>> Start PROVIDED MATERIAL

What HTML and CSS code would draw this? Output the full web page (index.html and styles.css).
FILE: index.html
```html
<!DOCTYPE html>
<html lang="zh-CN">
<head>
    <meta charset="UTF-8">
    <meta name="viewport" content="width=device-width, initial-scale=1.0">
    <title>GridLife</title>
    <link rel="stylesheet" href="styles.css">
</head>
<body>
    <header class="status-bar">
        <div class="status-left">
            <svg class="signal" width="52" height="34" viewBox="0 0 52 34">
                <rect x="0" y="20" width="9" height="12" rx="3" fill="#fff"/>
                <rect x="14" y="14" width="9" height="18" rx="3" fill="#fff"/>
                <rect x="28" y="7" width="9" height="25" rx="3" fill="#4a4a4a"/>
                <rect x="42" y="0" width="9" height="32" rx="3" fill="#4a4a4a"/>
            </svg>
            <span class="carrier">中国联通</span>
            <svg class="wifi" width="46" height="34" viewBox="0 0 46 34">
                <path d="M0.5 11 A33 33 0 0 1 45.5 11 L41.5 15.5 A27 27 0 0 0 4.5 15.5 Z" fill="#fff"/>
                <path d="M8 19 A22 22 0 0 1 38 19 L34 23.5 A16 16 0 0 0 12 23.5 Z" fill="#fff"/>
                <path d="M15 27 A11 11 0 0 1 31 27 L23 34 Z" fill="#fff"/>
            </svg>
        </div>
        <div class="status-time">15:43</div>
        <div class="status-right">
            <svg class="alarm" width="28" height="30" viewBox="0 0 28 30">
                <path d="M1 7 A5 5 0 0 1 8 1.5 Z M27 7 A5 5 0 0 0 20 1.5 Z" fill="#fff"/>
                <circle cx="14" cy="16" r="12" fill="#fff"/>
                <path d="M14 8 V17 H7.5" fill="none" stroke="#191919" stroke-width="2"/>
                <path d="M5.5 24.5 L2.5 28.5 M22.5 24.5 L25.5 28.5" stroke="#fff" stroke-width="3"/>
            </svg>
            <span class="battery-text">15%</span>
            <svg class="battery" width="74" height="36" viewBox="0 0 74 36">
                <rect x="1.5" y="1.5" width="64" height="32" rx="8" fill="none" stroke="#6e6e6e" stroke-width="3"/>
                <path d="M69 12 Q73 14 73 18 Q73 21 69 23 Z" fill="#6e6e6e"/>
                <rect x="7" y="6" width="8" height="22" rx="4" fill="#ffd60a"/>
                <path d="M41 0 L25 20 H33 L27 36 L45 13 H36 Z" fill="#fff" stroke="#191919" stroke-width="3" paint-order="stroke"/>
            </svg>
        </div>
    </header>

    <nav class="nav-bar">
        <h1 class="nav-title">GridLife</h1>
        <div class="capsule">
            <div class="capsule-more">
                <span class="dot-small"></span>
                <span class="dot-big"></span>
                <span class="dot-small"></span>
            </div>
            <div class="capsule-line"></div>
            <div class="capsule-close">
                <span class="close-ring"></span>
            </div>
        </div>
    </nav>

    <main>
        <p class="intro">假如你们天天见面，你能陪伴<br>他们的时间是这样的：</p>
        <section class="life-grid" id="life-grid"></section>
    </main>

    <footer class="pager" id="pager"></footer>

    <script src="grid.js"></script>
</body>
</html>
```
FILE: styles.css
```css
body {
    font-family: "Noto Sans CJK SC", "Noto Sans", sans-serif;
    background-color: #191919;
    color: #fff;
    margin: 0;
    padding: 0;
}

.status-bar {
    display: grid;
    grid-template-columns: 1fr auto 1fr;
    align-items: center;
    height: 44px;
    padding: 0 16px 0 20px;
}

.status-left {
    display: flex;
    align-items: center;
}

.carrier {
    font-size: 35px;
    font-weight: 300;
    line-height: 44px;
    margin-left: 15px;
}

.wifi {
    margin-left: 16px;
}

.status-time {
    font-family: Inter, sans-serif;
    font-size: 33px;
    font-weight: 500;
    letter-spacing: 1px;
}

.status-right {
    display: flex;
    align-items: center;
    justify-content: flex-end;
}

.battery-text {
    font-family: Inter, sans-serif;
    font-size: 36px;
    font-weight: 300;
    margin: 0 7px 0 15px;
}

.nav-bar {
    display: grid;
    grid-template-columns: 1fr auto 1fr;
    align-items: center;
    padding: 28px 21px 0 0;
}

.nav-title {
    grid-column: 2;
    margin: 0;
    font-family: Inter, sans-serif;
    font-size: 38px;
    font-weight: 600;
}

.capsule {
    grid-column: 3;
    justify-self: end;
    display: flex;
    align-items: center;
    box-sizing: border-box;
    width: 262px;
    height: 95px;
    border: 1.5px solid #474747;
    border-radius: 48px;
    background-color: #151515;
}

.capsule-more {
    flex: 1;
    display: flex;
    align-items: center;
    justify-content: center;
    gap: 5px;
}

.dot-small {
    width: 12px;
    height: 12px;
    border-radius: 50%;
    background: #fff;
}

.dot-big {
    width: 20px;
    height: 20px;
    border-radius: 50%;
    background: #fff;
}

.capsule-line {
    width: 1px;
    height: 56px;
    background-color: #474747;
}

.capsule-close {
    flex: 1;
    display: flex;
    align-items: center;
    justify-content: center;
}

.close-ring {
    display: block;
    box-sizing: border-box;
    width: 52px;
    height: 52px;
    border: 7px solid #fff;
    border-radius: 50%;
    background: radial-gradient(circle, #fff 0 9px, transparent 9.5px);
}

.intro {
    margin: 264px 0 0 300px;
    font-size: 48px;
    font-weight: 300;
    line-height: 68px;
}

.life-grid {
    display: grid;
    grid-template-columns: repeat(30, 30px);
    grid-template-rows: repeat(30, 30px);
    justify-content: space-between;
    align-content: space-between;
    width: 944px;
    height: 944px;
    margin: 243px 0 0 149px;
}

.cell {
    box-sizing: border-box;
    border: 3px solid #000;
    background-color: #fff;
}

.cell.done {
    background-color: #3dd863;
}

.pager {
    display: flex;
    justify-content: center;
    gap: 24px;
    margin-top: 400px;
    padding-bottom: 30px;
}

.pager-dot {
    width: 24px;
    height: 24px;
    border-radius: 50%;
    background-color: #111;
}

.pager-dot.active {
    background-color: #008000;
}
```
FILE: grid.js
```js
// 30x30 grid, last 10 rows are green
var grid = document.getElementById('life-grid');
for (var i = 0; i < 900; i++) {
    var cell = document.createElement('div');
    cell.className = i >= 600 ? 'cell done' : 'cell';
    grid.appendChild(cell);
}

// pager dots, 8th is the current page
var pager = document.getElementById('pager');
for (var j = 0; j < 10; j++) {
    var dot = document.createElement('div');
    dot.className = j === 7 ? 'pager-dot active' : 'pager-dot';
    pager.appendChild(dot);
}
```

>> End PROVIDED MATERIAL

■ WHAT YOU HAVE TO DO ■
Extract the complete listing above, reproducing each line exactly.

■ RESPONSE TO THIS TASK ■
What HTML and CSS code would draw this? Output the full web page (index.html and styles.css).
FILE: index.html
```html
<!DOCTYPE html>
<html lang="zh-CN">
<head>
    <meta charset="UTF-8">
    <meta name="viewport" content="width=device-width, initial-scale=1.0">
    <title>GridLife</title>
    <link rel="stylesheet" href="styles.css">
</head>
<body>
    <header class="status-bar">
        <div class="status-left">
            <svg class="signal" width="52" height="34" viewBox="0 0 52 34">
                <rect x="0" y="20" width="9" height="12" rx="3" fill="#fff"/>
                <rect x="14" y="14" width="9" height="18" rx="3" fill="#fff"/>
                <rect x="28" y="7" width="9" height="25" rx="3" fill="#4a4a4a"/>
                <rect x="42" y="0" width="9" height="32" rx="3" fill="#4a4a4a"/>
            </svg>
            <span class="carrier">中国联通</span>
            <svg class="wifi" width="46" height="34" viewBox="0 0 46 34">
                <path d="M0.5 11 A33 33 0 0 1 45.5 11 L41.5 15.5 A27 27 0 0 0 4.5 15.5 Z" fill="#fff"/>
                <path d="M8 19 A22 22 0 0 1 38 19 L34 23.5 A16 16 0 0 0 12 23.5 Z" fill="#fff"/>
                <path d="M15 27 A11 11 0 0 1 31 27 L23 34 Z" fill="#fff"/>
            </svg>
        </div>
        <div class="status-time">15:43</div>
        <div class="status-right">
            <svg class="alarm" width="28" height="30" viewBox="0 0 28 30">
                <path d="M1 7 A5 5 0 0 1 8 1.5 Z M27 7 A5 5 0 0 0 20 1.5 Z" fill="#fff"/>
                <circle cx="14" cy="16" r="12" fill="#fff"/>
                <path d="M14 8 V17 H7.5" fill="none" stroke="#191919" stroke-width="2"/>
                <path d="M5.5 24.5 L2.5 28.5 M22.5 24.5 L25.5 28.5" stroke="#fff" stroke-width="3"/>
            </svg>
            <span class="battery-text">15%</span>
            <svg class="battery" width="74" height="36" viewBox="0 0 74 36">
                <rect x="1.5" y="1.5" width="64" height="32" rx="8" fill="none" stroke="#6e6e6e" stroke-width="3"/>
                <path d="M69 12 Q73 14 73 18 Q73 21 69 23 Z" fill="#6e6e6e"/>
                <rect x="7" y="6" width="8" height="22" rx="4" fill="#ffd60a"/>
                <path d="M41 0 L25 20 H33 L27 36 L45 13 H36 Z" fill="#fff" stroke="#191919" stroke-width="3" paint-order="stroke"/>
            </svg>
        </div>
    </header>

    <nav class="nav-bar">
        <h1 class="nav-title">GridLife</h1>
        <div class="capsule">
            <div class="capsule-more">
                <span class="dot-small"></span>
                <span class="dot-big"></span>
                <span class="dot-small"></span>
            </div>
            <div class="capsule-line"></div>
            <div class="capsule-close">
                <span class="close-ring"></span>
            </div>
        </div>
    </nav>

    <main>
        <p class="intro">假如你们天天见面，你能陪伴<br>他们的时间是这样的：</p>
        <section class="life-grid" id="life-grid"></section>
    </main>

    <footer class="pager" id="pager"></footer>

    <script src="grid.js"></script>
</body>
</html>
```
FILE: styles.css
```css
body {
    font-family: "Noto Sans CJK SC", "Noto Sans", sans-serif;
    background-color: #191919;
    color: #fff;
    margin: 0;
    padding: 0;
}

.status-bar {
    display: grid;
    grid-template-columns: 1fr auto 1fr;
    align-items: center;
    height: 44px;
    padding: 0 16px 0 20px;
}

.status-left {
    display: flex;
    align-items: center;
}

.carrier {
    font-size: 35px;
    font-weight: 300;
    line-height: 44px;
    margin-left: 15px;
}

.wifi {
    margin-left: 16px;
}

.status-time {
    font-family: Inter, sans-serif;
    font-size: 33px;
    font-weight: 500;
    letter-spacing: 1px;
}

.status-right {
    display: flex;
    align-items: center;
    justify-content: flex-end;
}

.battery-text {
    font-family: Inter, sans-serif;
    font-size: 36px;
    font-weight: 300;
    margin: 0 7px 0 15px;
}

.nav-bar {
    display: grid;
    grid-template-columns: 1fr auto 1fr;
    align-items: center;
    padding: 28px 21px 0 0;
}

.nav-title {
    grid-column: 2;
    margin: 0;
    font-family: Inter, sans-serif;
    font-size: 38px;
    font-weight: 600;
}

.capsule {
    grid-column: 3;
    justify-self: end;
    display: flex;
    align-items: center;
    box-sizing: border-box;
    width: 262px;
    height: 95px;
    border: 1.5px solid #474747;
    border-radius: 48px;
    background-color: #151515;
}

.capsule-more {
    flex: 1;
    display: flex;
    align-items: center;
    justify-content: center;
    gap: 5px;
}

.dot-small {
    width: 12px;
    height: 12px;
    border-radius: 50%;
    background: #fff;
}

.dot-big {
    width: 20px;
    height: 20px;
    border-radius: 50%;
    background: #fff;
}

.capsule-line {
    width: 1px;
    height: 56px;
    background-color: #474747;
}

.capsule-close {
    flex: 1;
    display: flex;
    align-items: center;
    justify-content: center;
}

.close-ring {
    display: block;
    box-sizing: border-box;
    width: 52px;
    height: 52px;
    border: 7px solid #fff;
    border-radius: 50%;
    background: radial-gradient(circle, #fff 0 9px, transparent 9.5px);
}

.intro {
    margin: 264px 0 0 300px;
    font-size: 48px;
    font-weight: 300;
    line-height: 68px;
}

.life-grid {
    display: grid;
    grid-template-columns: repeat(30, 30px);
    grid-template-rows: repeat(30, 30px);
    justify-content: space-between;
    align-content: space-between;
    width: 944px;
    height: 944px;
    margin: 243px 0 0 149px;
}

.cell {
    box-sizing: border-box;
    border: 3px solid #000;
    background-color: #fff;
}

.cell.done {
    background-color: #3dd863;
}

.pager {
    display: flex;
    justify-content: center;
    gap: 24px;
    margin-top: 400px;
    padding-bottom: 30px;
}

.pager-dot {
    width: 24px;
    height: 24px;
    border-radius: 50%;
    background-color: #111;
}

.pager-dot.active {
    background-color: #008000;
}
```
FILE: grid.js
```js
// 30x30 grid, last 10 rows are green
var grid = document.getElementById('life-grid');
for (var i = 0; i < 900; i++) {
    var cell = document.createElement('div');
    cell.className = i >= 600 ? 'cell done' : 'cell';
    grid.appendChild(cell);
}

// pager dots, 8th is the current page
var pager = document.getElementById('pager');
for (var j = 0; j < 10; j++) {
    var dot = document.createElement('div');
    dot.className = j === 7 ? 'pager-dot active' : 'pager-dot';
    pager.appendChild(dot);
}
```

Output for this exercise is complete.